This first-of-its-kind meeting reflects the Obama Administration's deepening commitment to building relationships across sectors and with other nations in recognition that the response to health threats must be global

Yesterday, U.S. Homeland Security Advisor John Brennan hosted a roundtable discussion with World Health Organization (WHO) Director-General Dr. Margaret Chan and senior officials from across the U.S. Government. This was a first of its kind meeting, with high-level leadership from the National Security Staff, U.S. Federal government agencies and departments, and the WHO to discuss common areas of interest in the area of global health security. Attendees included a wide range of stakeholders from across the U.S. Government, including those representing the fields of health, defense, law enforcement, international development, foreign affairs, security, animal and agriculture health, and science. 

Participants discussed the steps needed to advance key elements of a U.S. Government - WHO memorandum of understanding on global health security, signed last year on the margins of the United Nations General Assembly. The discussion included topics such as the implementation of the International Health Regulations (IHR) — a key framework for WHO Member States in the detection, reporting, and response of public health emergencies of international concern. At the 2011 United Nations General Assembly, President Obama signaled the importance of IHR in meeting the challenge of fighting all biological dangers, noting: “Today, I urge all nations to join us in meeting the WHO’s goal of making sure all nations have core capacities to address public health emergencies in place by 2012. That is what our commitment to the health of our people demands.” 

Yesterday’s White House meeting reflects our deepening commitment to build relationships across sectors and with other nations in recognition that the response to health threats must be global.  International cooperation is essential to ensure that nations are able to identify public health threats early and can respond in a coordinated and effective fashion. In today’s highly interconnected and interdependent global community, people and goods rapidly travel between distant points on the globe, amplifying the risk of a local incident rapidly becoming an international one.
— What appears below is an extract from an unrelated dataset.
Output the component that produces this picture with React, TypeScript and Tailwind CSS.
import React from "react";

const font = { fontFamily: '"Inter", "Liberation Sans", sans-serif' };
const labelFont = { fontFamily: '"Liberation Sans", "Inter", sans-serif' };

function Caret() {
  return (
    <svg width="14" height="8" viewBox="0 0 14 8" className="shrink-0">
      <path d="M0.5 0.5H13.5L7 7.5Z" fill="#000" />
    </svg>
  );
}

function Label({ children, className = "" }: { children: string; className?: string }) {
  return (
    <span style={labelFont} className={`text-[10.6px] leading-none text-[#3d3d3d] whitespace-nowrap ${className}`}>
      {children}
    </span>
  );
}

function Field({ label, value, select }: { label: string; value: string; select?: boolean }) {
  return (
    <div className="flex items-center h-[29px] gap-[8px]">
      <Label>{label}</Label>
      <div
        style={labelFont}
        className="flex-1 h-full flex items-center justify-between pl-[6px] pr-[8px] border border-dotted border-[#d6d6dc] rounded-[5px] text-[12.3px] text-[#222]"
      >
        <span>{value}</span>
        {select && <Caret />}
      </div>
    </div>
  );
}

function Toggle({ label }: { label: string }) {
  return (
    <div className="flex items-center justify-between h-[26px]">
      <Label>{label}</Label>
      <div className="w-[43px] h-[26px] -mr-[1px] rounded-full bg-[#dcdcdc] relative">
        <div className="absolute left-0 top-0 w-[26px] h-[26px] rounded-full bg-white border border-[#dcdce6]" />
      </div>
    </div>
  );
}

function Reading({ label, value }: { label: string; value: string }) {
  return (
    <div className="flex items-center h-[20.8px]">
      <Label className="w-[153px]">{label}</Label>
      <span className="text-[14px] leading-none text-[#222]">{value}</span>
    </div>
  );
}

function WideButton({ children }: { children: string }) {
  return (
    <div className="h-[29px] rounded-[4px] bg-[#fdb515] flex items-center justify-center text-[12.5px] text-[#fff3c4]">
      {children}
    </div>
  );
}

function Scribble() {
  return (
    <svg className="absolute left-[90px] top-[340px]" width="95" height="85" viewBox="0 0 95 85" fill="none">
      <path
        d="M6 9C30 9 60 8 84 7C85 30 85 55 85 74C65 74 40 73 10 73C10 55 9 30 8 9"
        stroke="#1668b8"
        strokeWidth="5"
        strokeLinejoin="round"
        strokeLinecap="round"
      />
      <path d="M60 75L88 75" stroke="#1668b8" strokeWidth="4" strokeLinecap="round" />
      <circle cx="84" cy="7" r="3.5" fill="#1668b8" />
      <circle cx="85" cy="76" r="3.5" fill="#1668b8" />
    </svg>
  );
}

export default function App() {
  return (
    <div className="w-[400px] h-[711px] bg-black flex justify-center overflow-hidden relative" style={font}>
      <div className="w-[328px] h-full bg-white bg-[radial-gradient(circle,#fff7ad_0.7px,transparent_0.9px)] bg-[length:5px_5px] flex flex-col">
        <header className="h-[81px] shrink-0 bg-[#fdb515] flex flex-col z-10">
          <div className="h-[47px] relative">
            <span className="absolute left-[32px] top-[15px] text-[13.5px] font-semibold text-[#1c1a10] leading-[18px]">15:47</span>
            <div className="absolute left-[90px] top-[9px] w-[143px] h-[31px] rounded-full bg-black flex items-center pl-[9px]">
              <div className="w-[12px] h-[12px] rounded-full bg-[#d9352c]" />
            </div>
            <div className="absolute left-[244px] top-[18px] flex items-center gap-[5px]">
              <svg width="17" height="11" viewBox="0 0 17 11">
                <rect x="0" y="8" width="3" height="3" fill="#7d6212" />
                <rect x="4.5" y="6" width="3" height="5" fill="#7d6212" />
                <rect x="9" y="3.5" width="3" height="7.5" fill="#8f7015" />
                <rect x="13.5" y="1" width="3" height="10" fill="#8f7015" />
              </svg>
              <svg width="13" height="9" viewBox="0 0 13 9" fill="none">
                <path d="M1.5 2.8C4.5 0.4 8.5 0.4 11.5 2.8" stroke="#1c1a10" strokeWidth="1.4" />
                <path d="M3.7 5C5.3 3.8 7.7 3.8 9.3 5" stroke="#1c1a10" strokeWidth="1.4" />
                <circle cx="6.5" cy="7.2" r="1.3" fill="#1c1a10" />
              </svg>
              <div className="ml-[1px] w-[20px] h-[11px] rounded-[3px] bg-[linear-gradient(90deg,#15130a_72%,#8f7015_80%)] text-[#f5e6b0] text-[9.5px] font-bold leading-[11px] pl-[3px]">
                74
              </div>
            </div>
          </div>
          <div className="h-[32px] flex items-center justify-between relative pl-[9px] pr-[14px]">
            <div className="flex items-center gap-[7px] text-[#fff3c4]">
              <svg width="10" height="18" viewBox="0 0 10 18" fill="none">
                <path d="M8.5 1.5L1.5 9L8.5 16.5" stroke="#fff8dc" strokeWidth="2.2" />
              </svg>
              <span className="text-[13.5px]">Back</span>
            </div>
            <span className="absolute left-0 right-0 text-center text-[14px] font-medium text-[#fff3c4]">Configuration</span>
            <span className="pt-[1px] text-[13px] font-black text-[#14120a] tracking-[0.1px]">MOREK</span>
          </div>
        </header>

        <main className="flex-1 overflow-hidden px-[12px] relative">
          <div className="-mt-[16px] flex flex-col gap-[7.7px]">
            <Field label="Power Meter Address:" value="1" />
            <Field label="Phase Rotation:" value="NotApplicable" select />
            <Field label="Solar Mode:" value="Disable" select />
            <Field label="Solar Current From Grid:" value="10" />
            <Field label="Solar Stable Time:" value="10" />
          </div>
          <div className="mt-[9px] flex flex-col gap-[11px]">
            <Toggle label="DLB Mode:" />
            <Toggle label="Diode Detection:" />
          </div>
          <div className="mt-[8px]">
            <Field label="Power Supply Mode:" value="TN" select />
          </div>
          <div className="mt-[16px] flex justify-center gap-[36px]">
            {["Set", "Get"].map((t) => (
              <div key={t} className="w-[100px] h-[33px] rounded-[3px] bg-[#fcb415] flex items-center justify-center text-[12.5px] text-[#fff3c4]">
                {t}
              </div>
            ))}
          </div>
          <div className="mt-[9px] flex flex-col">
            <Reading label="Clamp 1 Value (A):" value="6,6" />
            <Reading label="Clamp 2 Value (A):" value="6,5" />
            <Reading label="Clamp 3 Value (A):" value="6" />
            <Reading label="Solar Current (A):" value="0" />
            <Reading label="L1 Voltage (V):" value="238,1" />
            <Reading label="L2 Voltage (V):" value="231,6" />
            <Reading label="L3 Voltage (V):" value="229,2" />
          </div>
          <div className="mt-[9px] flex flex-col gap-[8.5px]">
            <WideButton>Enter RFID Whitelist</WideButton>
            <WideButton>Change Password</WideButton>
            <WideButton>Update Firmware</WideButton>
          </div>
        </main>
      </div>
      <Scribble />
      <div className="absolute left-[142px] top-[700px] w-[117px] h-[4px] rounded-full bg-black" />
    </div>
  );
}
The WHO has a unique and irreplaceable role to play as the United Nations’ lead health authority and as a neutral and respected global convener and arbiter with rich technical expertise in public health.

The Obama Administration sees yesterday’s meeting as an important step towards protecting the health of the American people as well as people around the world against potential public health emergencies. We look forward to continuing our work in the area of global health security and are committed to supporting the WHO and partner nations in building the required core health capacities that enable effective detection and response to these emergencies.